Эта «рука» принадлежала редактору князя Мстислава/Харальда, сына английской принцессы Гиды Харальдовны (и Владимира Мономаха) и мужа шведской принцессы Кристины, связанного с варягами (см. о скандинавских связях Мстислава — Литвина, Успенский 2006. С. 341–342). Действительно, в тексте варяжской легенды ПВЛ очевидны англо-саксонские мотивы: под 862 г. рассказывается об изгнании варягов, берущих дань «на словѢнех, на мери и на всѢхъ кривичѢхъ» за море, усобицах, начавшихся у племен, ставших «сами в собъ володѢти» и решении поискать себе князя, «иже бы володѢлъ нами и судилъ по праву» — «рядил по ряду по праву» (добавлено в ипатьевском списке ПВЛ: ПСРЛ, т, II, стб. 14).
Послы отправились «за море к варягомъ, к руси». Далее ПВЛ дает комментарий, соответствующий космографическому введению, характеризующему варяжские народы (см. главу II): «сице бо ся звазху тьи варязи русь, яко се друзии зъвуться свие, друзии же урмани, анъгляне, друзии гъте (готландцы. — В. П.), тако и си» (ПВЛ. С. 13).
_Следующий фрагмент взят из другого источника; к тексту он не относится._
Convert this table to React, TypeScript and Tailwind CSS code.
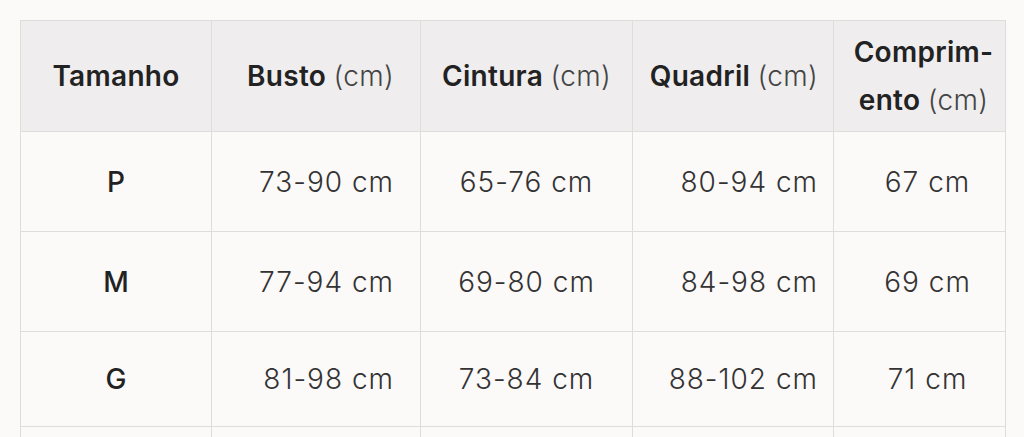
import React from "react";

type Row = { size: string; busto: string; cintura: string; quadril: string; comp: string; h: string };

const rows: Row[] = [
  { size: "P", busto: "73-90 cm", cintura: "65-76 cm", quadril: "80-94 cm", comp: "67 cm", h: "h-[100px]" },
  { size: "M", busto: "77-94 cm", cintura: "69-80 cm", quadril: "84-98 cm", comp: "69 cm", h: "h-[100px]" },
  { size: "G", busto: "81-98 cm", cintura: "73-84 cm", quadril: "88-102 cm", comp: "71 cm", h: "h-[95px]" },
];

export default function App() {
  return (
    <div
      className="h-screen w-full bg-[#fcf9f9] pt-5 pl-5 overflow-hidden"
      style={{ fontFamily: "Inter, Lato, sans-serif" }}
    >
      <table className="border-collapse table-fixed w-[985px] text-[28px] text-[#333]">
        <colgroup>
          <col className="w-[191px]" />
          <col className="w-[209px]" />
          <col className="w-[212px]" />
          <col className="w-[201px]" />
          <col className="w-[172px]" />
        </colgroup>
        <thead>
          {/* header row */}
          <tr className="h-[111px] bg-[#efedee] text-[#222] tracking-[0.3px]">
            <th className="border border-[#e0dcdc] font-semibold text-center">Tamanho</th>
            <th className="border border-[#e0dcdc] font-semibold text-right pr-[26px]">
              Busto <span className="font-light text-[#444]">(cm)</span>
            </th>
            <th className="border border-[#e0dcdc] font-semibold text-center">
              Cintura <span className="font-light text-[#444]">(cm)</span>
            </th>
            <th className="border border-[#e0dcdc] font-semibold text-right pr-[15px]">
              Quadril <span className="font-light text-[#444]">(cm)</span>
            </th>
            <th className="border border-[#e0dcdc] font-semibold text-center leading-[48px] pl-2">
              Comprim-
              <br />
              ento <span className="font-light text-[#444]">(cm)</span>
            </th>
          </tr>
        </thead>
        <tbody className="bg-[#fcf9f9]">
          {rows.map((r) => (
            <tr key={r.size} className={r.h}>
              <td className="border border-[#e0dcdc] text-center font-medium text-[#222]">{r.size}</td>
              <td className="border border-[#e0dcdc] text-right pr-[26px] font-light tracking-[1px]">{r.busto}</td>
              <td className="border border-[#e0dcdc] text-center font-light tracking-[1px]">{r.cintura}</td>
              <td className="border border-[#e0dcdc] text-right pr-[15px] font-light tracking-[1px]">{r.quadril}</td>
              <td className="border border-[#e0dcdc] text-center pl-4 font-light tracking-[1px]">{r.comp}</td>
            </tr>
          ))}
          {/* next row, cut off by the frame */}
          <tr className="h-[100px]">
            <td className="border border-[#e0dcdc]" />
            <td className="border border-[#e0dcdc]" />
            <td className="border border-[#e0dcdc]" />
            <td className="border border-[#e0dcdc]" />
            <td className="border border-[#e0dcdc]" />
          </tr>
        </tbody>
      </table>
    </div>
  );
}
Англы включены здесь в число варяжских народов, что соответствует ситуации XI в. (после датского и норманнского завоевания Англии), но этого космографического мотива нет как раз в Новгородской летописи: там послы от словен, кривичей, мери и чуди идут за море к варягам, не именуемым в тексте самого призвания русью. Сторонники неваряжского происхождения руси считают (вслед за А. А. Шахматовым) новгородскую версию исконной, игнорируя контекст новгородской версии легенды, которая завершается утверждением «от тѢх Варягъ, находникъ тѢхъ, прозвашася Русь» (НПЛ. С. 106).
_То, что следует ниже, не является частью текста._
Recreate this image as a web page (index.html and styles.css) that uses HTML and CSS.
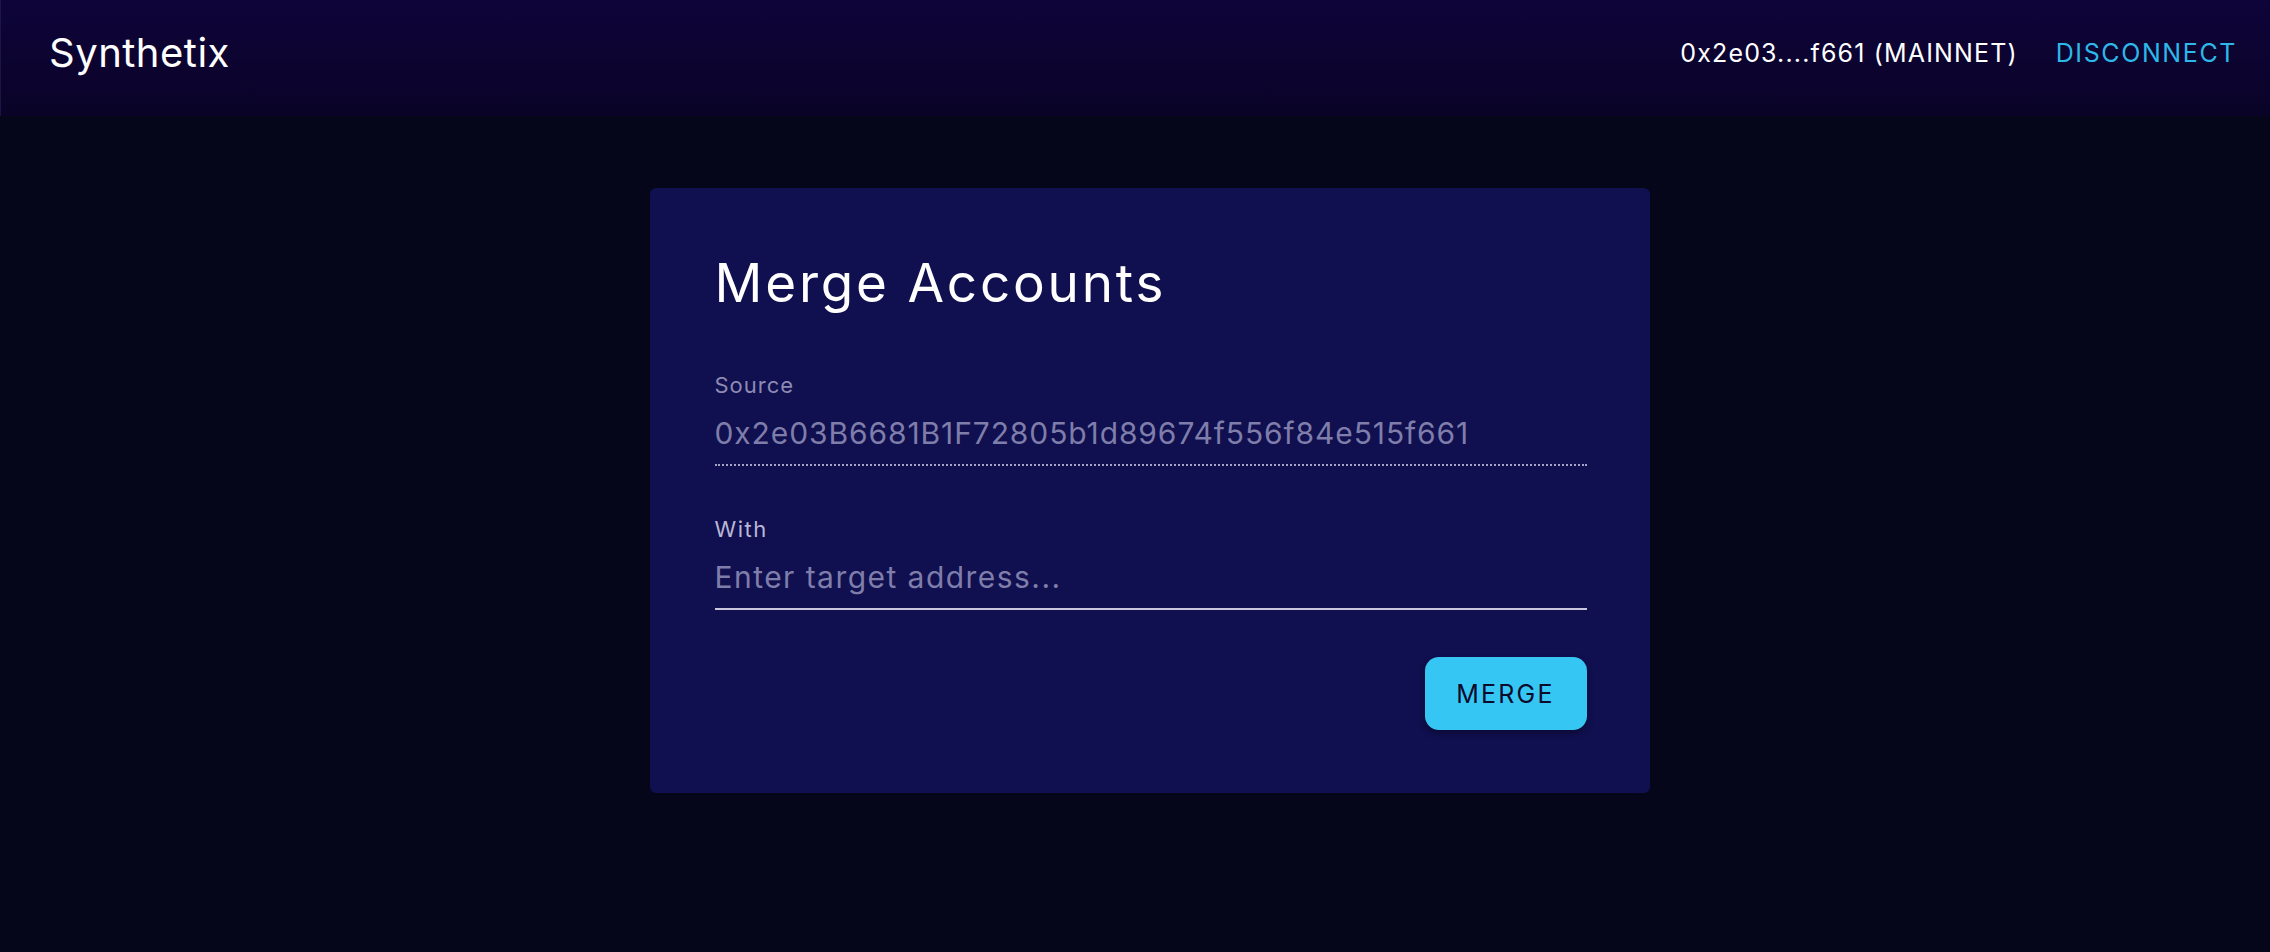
FILE: index.html
```html
<!DOCTYPE html>
<html lang="en">
<head>
<meta charset="utf-8">
<title>Synthetix - Merge Accounts</title>
<link rel="stylesheet" href="styles.css">
</head>
<body>
<header class="topbar">
  <div class="brand">Synthetix</div>
  <nav class="account">
    <span class="wallet">0x2e03....f661 (MAINNET)</span>
    <a class="disconnect" href="#">DISCONNECT</a>
  </nav>
</header>
<main class="page">
  <section class="card">
    <h1 class="card-title">Merge Accounts</h1>
    <div class="field">
      <label class="field-label muted" for="source">Source</label>
      <input class="field-input dotted" id="source" type="text" value="0x2e03B6681B1F72805b1d89674f556f84e515f661" disabled>
    </div>
    <div class="field field-with">
      <label class="field-label with" for="target">With</label>
      <input class="field-input solid" id="target" type="text" placeholder="Enter target address...">
    </div>
    <div class="actions">
      <button class="btn-merge" type="button">MERGE</button>
    </div>
  </section>
</main>
</body>
</html>
```
FILE: styles.css
```css
* { box-sizing: border-box; }
html, body { margin: 0; padding: 0; }
body {
  background: #06061a;
  font-family: Inter, "Noto Sans", sans-serif;
  color: #ffffff;
  min-height: 952px;
}
.topbar {
  height: 116px;
  display: flex;
  align-items: center;
  justify-content: space-between;
  padding: 0 33px 0 48px;
  background: linear-gradient(180deg, #0e043a 0%, #0a0327 100%);
  border-left: 1px solid #1a1646;
}
.brand {
  font-size: 40px;
  line-height: 48px;
  font-weight: 400;
  letter-spacing: 0.5px;
  color: #ffffff;
  margin-top: -10px;
}
.account {
  display: flex;
  align-items: center;
  gap: 38px;
  margin-top: -10px;
}
.wallet {
  font-size: 25px;
  line-height: 32px;
  letter-spacing: 1.15px;
  color: #ffffff;
}
.disconnect {
  font-size: 25px;
  line-height: 32px;
  letter-spacing: 1.6px;
  color: #2db8e8;
  text-decoration: none;
}
.page {
  display: flex;
  justify-content: center;
  padding: 72px 0 0 29px;
}
.card {
  width: 1000px;
  background: #100f4f;
  border-radius: 6px;
  padding: 63px 63px 63px 65px;
  display: flex;
  flex-direction: column;
}
.card-title {
  margin: 0;
  font-size: 53px;
  line-height: 64px;
  font-weight: 400;
  color: #ffffff;
  letter-spacing: 2.8px;
}
.field {
  display: flex;
  flex-direction: column;
  margin-top: 55px;
}
.field-with { margin-top: 48px; }
.field-label {
  font-size: 22px;
  line-height: 30px;
  letter-spacing: 1px;
  color: #bab7d6;
}
.field-label.with { letter-spacing: 1.5px; }
.field-label.muted { color: #8d8ab3; }
.field-input {
  margin: 13px 0 0;
  padding: 0 0 11px;
  border: none;
  background: transparent;
  font-family: inherit;
  font-size: 30px;
  line-height: 40px;
  height: 53px;
  color: #807eab;
  outline: none;
  width: 100%;
}
.field-input.dotted { letter-spacing: 0.9px; }
.field-input.solid { letter-spacing: 1.45px; }
.field-input:disabled {
  color: #7f7daa;
  -webkit-text-fill-color: #7f7daa;
  opacity: 1;
}
.field-input::placeholder { color: #7f7daa; opacity: 1; }
.dotted { border-bottom: 2px dotted #a6a3c8; }
.solid { border-bottom: 2px solid #cac7dd; }
.actions {
  display: flex;
  justify-content: flex-end;
  margin-top: 47px;
}
.btn-merge {
  width: 162px;
  height: 73px;
  border: none;
  border-radius: 14px;
  background: #36c6f4;
  color: #0b0b2b;
  font-family: inherit;
  font-size: 25px;
  letter-spacing: 2.2px;
  box-shadow: 0 3px 6px rgba(0, 0, 0, 0.35);
}
```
Новгородский летописец, сосредоточившийся на исторический судьбах Новгорода и Киева и изъявший космографическое введение, сокращал текст предшествующего свода (первой редакции «Повести временных лет»). Он стремился разделить судьбы вечевого Новгорода и княжеской «киевской» Руси, но не мог игнорировать варяжского происхождения имени русь и предполагал даже варяжское происхождение самих новгородцев (см. далее § 2). Он не удалил, однако, еще один «англо-саксонский» мотив из текста призвания, который звучит одинаково в разных редакциях легенды: послы говорят призываемым князьям — «земля наша велика и обилна, а наряда у нас нѢту» (НПЛ. С. 106). ПВЛ вторит: «а наряда в ней нѢтъ» (ПВЛ. С. 13).
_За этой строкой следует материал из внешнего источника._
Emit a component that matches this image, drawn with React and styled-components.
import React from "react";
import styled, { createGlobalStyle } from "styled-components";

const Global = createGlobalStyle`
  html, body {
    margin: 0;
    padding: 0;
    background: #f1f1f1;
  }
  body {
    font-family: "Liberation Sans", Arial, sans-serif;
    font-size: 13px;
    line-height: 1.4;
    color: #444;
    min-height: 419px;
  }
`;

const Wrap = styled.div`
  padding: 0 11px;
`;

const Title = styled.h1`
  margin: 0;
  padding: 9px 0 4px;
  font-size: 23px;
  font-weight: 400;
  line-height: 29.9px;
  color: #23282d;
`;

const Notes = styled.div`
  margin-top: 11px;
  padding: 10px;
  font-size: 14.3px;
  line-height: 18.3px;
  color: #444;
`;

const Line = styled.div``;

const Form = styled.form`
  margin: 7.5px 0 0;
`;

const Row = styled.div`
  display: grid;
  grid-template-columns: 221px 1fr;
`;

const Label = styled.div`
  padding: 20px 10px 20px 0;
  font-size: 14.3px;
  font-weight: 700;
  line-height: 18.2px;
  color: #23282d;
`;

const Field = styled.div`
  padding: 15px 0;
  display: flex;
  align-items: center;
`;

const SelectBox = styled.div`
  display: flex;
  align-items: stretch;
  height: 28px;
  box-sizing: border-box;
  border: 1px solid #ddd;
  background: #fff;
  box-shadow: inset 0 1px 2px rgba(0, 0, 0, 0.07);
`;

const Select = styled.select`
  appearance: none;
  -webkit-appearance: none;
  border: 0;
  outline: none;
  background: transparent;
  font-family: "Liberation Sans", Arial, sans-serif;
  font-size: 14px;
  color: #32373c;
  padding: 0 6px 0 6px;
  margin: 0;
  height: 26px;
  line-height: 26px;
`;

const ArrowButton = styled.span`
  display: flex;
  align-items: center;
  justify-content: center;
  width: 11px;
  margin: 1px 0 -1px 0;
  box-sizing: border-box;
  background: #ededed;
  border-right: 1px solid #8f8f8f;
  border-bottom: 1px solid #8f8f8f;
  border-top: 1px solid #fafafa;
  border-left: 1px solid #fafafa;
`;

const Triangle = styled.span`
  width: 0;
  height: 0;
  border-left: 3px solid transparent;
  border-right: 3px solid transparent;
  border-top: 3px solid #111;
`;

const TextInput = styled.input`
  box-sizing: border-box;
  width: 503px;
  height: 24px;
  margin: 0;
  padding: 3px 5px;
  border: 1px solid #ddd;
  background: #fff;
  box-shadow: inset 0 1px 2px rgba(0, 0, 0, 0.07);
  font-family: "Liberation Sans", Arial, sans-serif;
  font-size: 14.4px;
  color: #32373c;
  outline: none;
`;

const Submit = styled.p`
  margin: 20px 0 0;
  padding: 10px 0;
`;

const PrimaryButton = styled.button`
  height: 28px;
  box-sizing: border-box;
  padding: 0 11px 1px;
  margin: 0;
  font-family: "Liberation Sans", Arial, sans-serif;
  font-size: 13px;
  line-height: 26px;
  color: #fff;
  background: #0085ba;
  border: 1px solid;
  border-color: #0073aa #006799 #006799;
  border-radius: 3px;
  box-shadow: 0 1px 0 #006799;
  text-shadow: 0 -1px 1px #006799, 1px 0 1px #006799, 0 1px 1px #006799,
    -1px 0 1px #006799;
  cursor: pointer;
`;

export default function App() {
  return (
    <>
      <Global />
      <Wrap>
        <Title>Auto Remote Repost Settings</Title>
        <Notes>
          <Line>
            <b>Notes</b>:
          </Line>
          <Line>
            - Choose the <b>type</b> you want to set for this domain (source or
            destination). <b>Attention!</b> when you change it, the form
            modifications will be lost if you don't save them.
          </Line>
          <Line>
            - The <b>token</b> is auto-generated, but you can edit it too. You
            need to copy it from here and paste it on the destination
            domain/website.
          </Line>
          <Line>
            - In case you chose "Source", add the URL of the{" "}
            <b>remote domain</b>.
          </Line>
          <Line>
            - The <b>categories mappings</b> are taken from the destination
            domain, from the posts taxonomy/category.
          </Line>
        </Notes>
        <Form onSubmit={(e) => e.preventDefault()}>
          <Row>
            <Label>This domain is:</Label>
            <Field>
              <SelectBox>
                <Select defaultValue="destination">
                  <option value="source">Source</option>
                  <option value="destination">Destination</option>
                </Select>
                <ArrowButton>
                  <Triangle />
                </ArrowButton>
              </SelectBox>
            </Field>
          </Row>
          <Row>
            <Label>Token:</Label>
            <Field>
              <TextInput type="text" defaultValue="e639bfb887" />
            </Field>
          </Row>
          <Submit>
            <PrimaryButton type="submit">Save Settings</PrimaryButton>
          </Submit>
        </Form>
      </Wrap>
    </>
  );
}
Еще К. Тиандер в специальном исследовании показал, что слова о великой и обильной земле находят полное соответствие в легенде о призвании саксов бриттами (в V в.) у хрониста Видукинда Корвейского (Видукинд: 69, 128; Тиандер 1915). Впитала ли русская княжеская традиция англо-саксонский мотив, занесенный свойственниками из Англии, или мы имеем дело с «общим местом» в эпическом наследии формирующихся государств раннего средневековья (ср.: Петрухин 2008), — не суть важно для понимания варяжской легенды, ибо легенда опиралась все же на местные традиции.
Об автохтонистских («примордиальных») конструкциях в историографии славянского (славяно-русского) этногенеза уже говорилось во Введении и в главах I и III: они восходят к подходам, сформировавшимся в науке XIX в., поискам «прародины» (Urheimat) народа в этнической истории, поискам «пратекста» (Urtext) в источниковедении.